**Material provided**
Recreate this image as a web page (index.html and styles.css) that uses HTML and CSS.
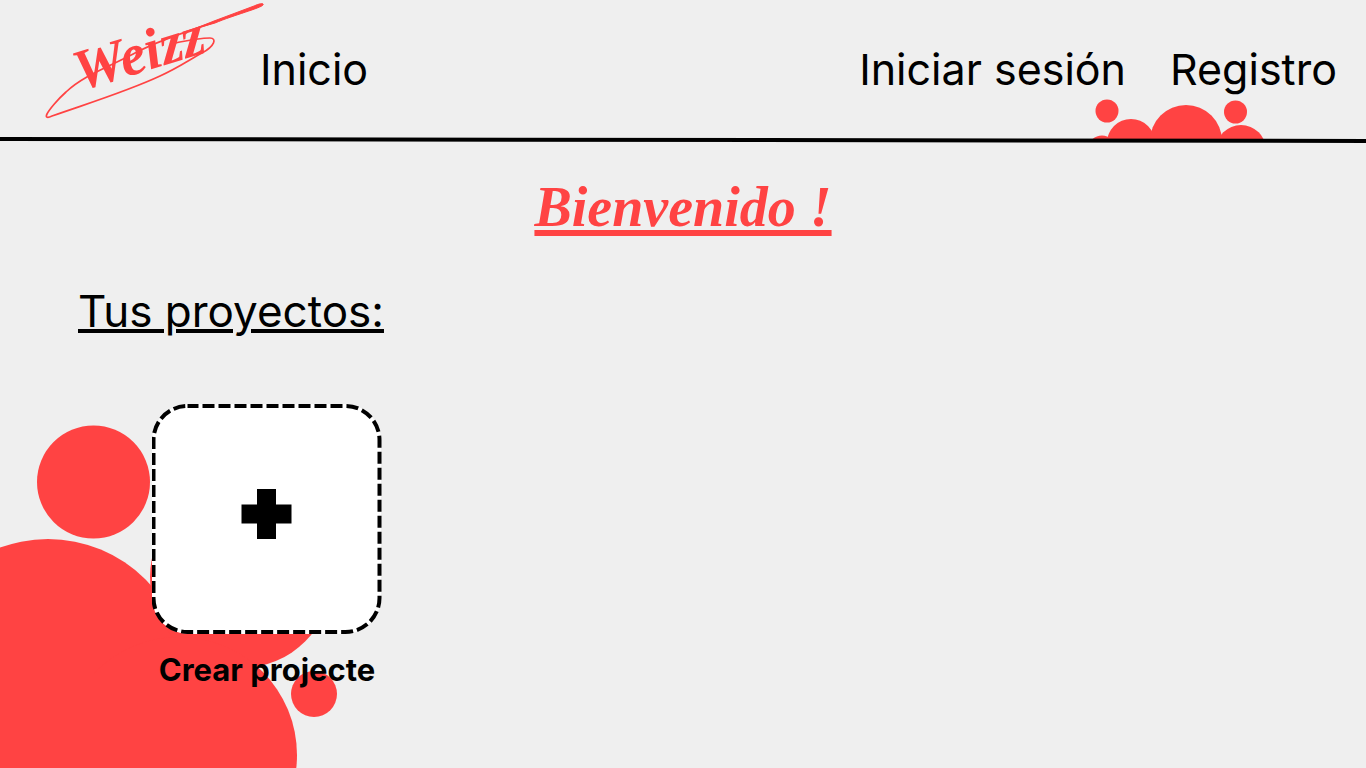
FILE: index.html
```html
<!DOCTYPE html>
<html lang="es">
<head>
<meta charset="utf-8">
<meta name="viewport" content="width=device-width, initial-scale=1">
<title>Weizz</title>
<link rel="stylesheet" href="styles.css">
</head>
<body>
<header class="header">
  <nav class="nav">
    <a class="logo" href="#" aria-label="Weizz">
      <svg class="logo-art" viewBox="0 0 220 118" fill="none">
        <path class="swoosh" d="M171 21 C150 28 118 38 93 51 C65 66 40 74 22 91 C13 99 5 109 3 113 C1 117 4 117 8 115 C48 101 84 90 116 75 C134 67 145 59 158 52 C171 45 173 37 166 37 C155 37 141 40 126 43"/>
        <path class="swoosh-tip" d="M150 28 L170 20 L210 5 C217 2 220 2 219 4 C217 7 190 14 171 22 Z"/>
        <text class="logo-text" transform="translate(36 90) rotate(-17)">Weizz</text>
      </svg>
    </a>
    <a class="nav-link" href="#">Inicio</a>
    <a class="nav-link nav-end" href="#">Iniciar sesión</a>
    <a class="nav-link nav-last" href="#">Registro</a>
  </nav>
  <svg class="header-blobs" viewBox="0 0 176 42" aria-hidden="true">
    <circle cx="17" cy="14" r="11.5"/>
    <circle cx="12" cy="53" r="14.5"/>
    <circle cx="41" cy="46" r="24"/>
    <circle cx="96" cy="44" r="36"/>
    <circle cx="151" cy="53" r="25"/>
    <circle cx="145.5" cy="15" r="11.5"/>
  </svg>
  <svg class="header-rule" viewBox="0 0 1366 6" preserveAspectRatio="none" aria-hidden="true">
    <path d="M0 0 L1366 2 V6 L0 4 Z"/>
  </svg>
</header>
<main class="main">
  <h1 class="welcome">Bienvenido !</h1>
  <section class="projects">
    <h2 class="projects-title">Tus proyectos:</h2>
    <button class="create" type="button">
      <svg class="create-card" viewBox="0 0 230 230" aria-hidden="true">
        <rect class="card-fill" x="0" y="0" width="229" height="230" rx="37"/>
        <rect class="card-dash" x="1.5" y="2" width="226" height="226" rx="34"/>
        <path d="M105 85 H124 V100.500 H139.500 V119.500 H124 V135 H105 V119.500 H89.500 V100.500 H105 Z"/>
      </svg>
      <span class="create-label">Crear projecte</span>
    </button>
  </section>
</main>
<svg class="page-blobs" viewBox="0 0 340 344" aria-hidden="true">
  <circle cx="93.500" cy="58" r="56.5"/>
  <circle cx="48" cy="253" r="138"/>
  <circle cx="241" cy="153" r="91"/>
  <circle cx="179" cy="331" r="118"/>
  <path d="M0 250 H180 V344 H0 Z"/>
  <circle cx="314" cy="270" r="23"/>
</svg>
</body>
</html>
```
FILE: styles.css
```css
* {
  box-sizing: border-box;
}

body {
  position: relative;
  min-height: 100vh;
  margin: 0;
  overflow-x: hidden;
  background: #efefef;
  color: #000;
  font-family: Inter, "Liberation Sans", sans-serif;
}

.header {
  position: relative;
}

.nav {
  display: flex;
  align-items: center;
  gap: 44px;
  height: 137px;
  padding: 0 16px 0 44px;
}

.logo {
  display: block;
  width: 220px;
  height: 118px;
  margin: 0 -48px 18px 0;
}

.logo-art {
  display: block;
  width: 220px;
  height: 118px;
  overflow: visible;
}

.swoosh {
  stroke: #ff4343;
  stroke-width: 1.7;
}

.swoosh-tip {
  fill: #ff4343;
  stroke: #ff4343;
}

.logo-text {
  fill: #ff4343;
  font: italic 700 58px "Liberation Serif", serif;
}

.nav-link {
  color: inherit;
  font-size: 43px;
  font-weight: 400;
  line-height: 54px;
  text-decoration: none;
  white-space: nowrap;
}

.nav-end {
  margin-left: auto;
}

.nav-last {
  min-width: 180px;
}

.header-blobs {
  position: absolute;
  right: 100px;
  bottom: 4px;
  width: 176px;
  height: 42px;
  fill: #ff4343;
}

.header-rule {
  position: relative;
  display: block;
  width: 100%;
  height: 6px;
}

.main {
  position: relative;
  z-index: 1;
  padding: 28px 78px 0;
}

.welcome {
  margin: 0;
  color: #ff4343;
  font: italic 700 56px/72px "Liberation Serif", serif;
  text-align: center;
  text-decoration: underline;
  text-decoration-thickness: 6px;
  text-decoration-skip-ink: none;
  text-underline-offset: 4px;
}

.projects-title {
  margin: 40px 0 65px;
  font-size: 44px;
  font-weight: 400;
  line-height: 56px;
  text-decoration: underline;
  text-decoration-thickness: 4px;
  text-underline-offset: 2px;
}

.create {
  display: flex;
  flex-direction: column;
  align-items: center;
  gap: 16px;
  margin-left: 74px;
  padding: 0;
  border: 0;
  background: none;
  color: inherit;
  font: inherit;
  cursor: pointer;
}

.create-card {
  width: 230px;
  height: 230px;
}

.card-fill {
  fill: #fff;
}

.card-dash {
  fill: none;
  stroke: #000;
  stroke-width: 4;
  stroke-dasharray: 12 4;
  stroke-dashoffset: 1;
}

.create-label {
  font-size: 31px;
  font-weight: 700;
  line-height: 40px;
}

.page-blobs {
  position: absolute;
  bottom: 0;
  left: 0;
  width: 340px;
  height: 344px;
  fill: #ff4343;
}
```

**The problem**
Transcribe the listing in full and omit the pictures.

**Response to the exercise**
Recreate this image as a web page (index.html and styles.css) that uses HTML and CSS.
FILE: index.html
```html
<!DOCTYPE html>
<html lang="es">
<head>
<meta charset="utf-8">
<meta name="viewport" content="width=device-width, initial-scale=1">
<title>Weizz</title>
<link rel="stylesheet" href="styles.css">
</head>
<body>
<header class="header">
  <nav class="nav">
    <a class="logo" href="#" aria-label="Weizz">
      <svg class="logo-art" viewBox="0 0 220 118" fill="none">
        <path class="swoosh" d="M171 21 C150 28 118 38 93 51 C65 66 40 74 22 91 C13 99 5 109 3 113 C1 117 4 117 8 115 C48 101 84 90 116 75 C134 67 145 59 158 52 C171 45 173 37 166 37 C155 37 141 40 126 43"/>
        <path class="swoosh-tip" d="M150 28 L170 20 L210 5 C217 2 220 2 219 4 C217 7 190 14 171 22 Z"/>
        <text class="logo-text" transform="translate(36 90) rotate(-17)">Weizz</text>
      </svg>
    </a>
    <a class="nav-link" href="#">Inicio</a>
    <a class="nav-link nav-end" href="#">Iniciar sesión</a>
    <a class="nav-link nav-last" href="#">Registro</a>
  </nav>
  <svg class="header-blobs" viewBox="0 0 176 42" aria-hidden="true">
    <circle cx="17" cy="14" r="11.5"/>
    <circle cx="12" cy="53" r="14.5"/>
    <circle cx="41" cy="46" r="24"/>
    <circle cx="96" cy="44" r="36"/>
    <circle cx="151" cy="53" r="25"/>
    <circle cx="145.5" cy="15" r="11.5"/>
  </svg>
  <svg class="header-rule" viewBox="0 0 1366 6" preserveAspectRatio="none" aria-hidden="true">
    <path d="M0 0 L1366 2 V6 L0 4 Z"/>
  </svg>
</header>
<main class="main">
  <h1 class="welcome">Bienvenido !</h1>
  <section class="projects">
    <h2 class="projects-title">Tus proyectos:</h2>
    <button class="create" type="button">
      <svg class="create-card" viewBox="0 0 230 230" aria-hidden="true">
        <rect class="card-fill" x="0" y="0" width="229" height="230" rx="37"/>
        <rect class="card-dash" x="1.5" y="2" width="226" height="226" rx="34"/>
        <path d="M105 85 H124 V100.500 H139.500 V119.500 H124 V135 H105 V119.500 H89.500 V100.500 H105 Z"/>
      </svg>
      <span class="create-label">Crear projecte</span>
    </button>
  </section>
</main>
<svg class="page-blobs" viewBox="0 0 340 344" aria-hidden="true">
  <circle cx="93.500" cy="58" r="56.5"/>
  <circle cx="48" cy="253" r="138"/>
  <circle cx="241" cy="153" r="91"/>
  <circle cx="179" cy="331" r="118"/>
  <path d="M0 250 H180 V344 H0 Z"/>
  <circle cx="314" cy="270" r="23"/>
</svg>
</body>
</html>
```
FILE: styles.css
```css
* {
  box-sizing: border-box;
}

body {
  position: relative;
  min-height: 100vh;
  margin: 0;
  overflow-x: hidden;
  background: #efefef;
  color: #000;
  font-family: Inter, "Liberation Sans", sans-serif;
}

.header {
  position: relative;
}

.nav {
  display: flex;
  align-items: center;
  gap: 44px;
  height: 137px;
  padding: 0 16px 0 44px;
}

.logo {
  display: block;
  width: 220px;
  height: 118px;
  margin: 0 -48px 18px 0;
}

.logo-art {
  display: block;
  width: 220px;
  height: 118px;
  overflow: visible;
}

.swoosh {
  stroke: #ff4343;
  stroke-width: 1.7;
}

.swoosh-tip {
  fill: #ff4343;
  stroke: #ff4343;
}

.logo-text {
  fill: #ff4343;
  font: italic 700 58px "Liberation Serif", serif;
}

.nav-link {
  color: inherit;
  font-size: 43px;
  font-weight: 400;
  line-height: 54px;
  text-decoration: none;
  white-space: nowrap;
}

.nav-end {
  margin-left: auto;
}

.nav-last {
  min-width: 180px;
}

.header-blobs {
  position: absolute;
  right: 100px;
  bottom: 4px;
  width: 176px;
  height: 42px;
  fill: #ff4343;
}

.header-rule {
  position: relative;
  display: block;
  width: 100%;
  height: 6px;
}

.main {
  position: relative;
  z-index: 1;
  padding: 28px 78px 0;
}

.welcome {
  margin: 0;
  color: #ff4343;
  font: italic 700 56px/72px "Liberation Serif", serif;
  text-align: center;
  text-decoration: underline;
  text-decoration-thickness: 6px;
  text-decoration-skip-ink: none;
  text-underline-offset: 4px;
}

.projects-title {
  margin: 40px 0 65px;
  font-size: 44px;
  font-weight: 400;
  line-height: 56px;
  text-decoration: underline;
  text-decoration-thickness: 4px;
  text-underline-offset: 2px;
}

.create {
  display: flex;
  flex-direction: column;
  align-items: center;
  gap: 16px;
  margin-left: 74px;
  padding: 0;
  border: 0;
  background: none;
  color: inherit;
  font: inherit;
  cursor: pointer;
}

.create-card {
  width: 230px;
  height: 230px;
}

.card-fill {
  fill: #fff;
}

.card-dash {
  fill: none;
  stroke: #000;
  stroke-width: 4;
  stroke-dasharray: 12 4;
  stroke-dashoffset: 1;
}

.create-label {
  font-size: 31px;
  font-weight: 700;
  line-height: 40px;
}

.page-blobs {
  position: absolute;
  bottom: 0;
  left: 0;
  width: 340px;
  height: 344px;
  fill: #ff4343;
}
```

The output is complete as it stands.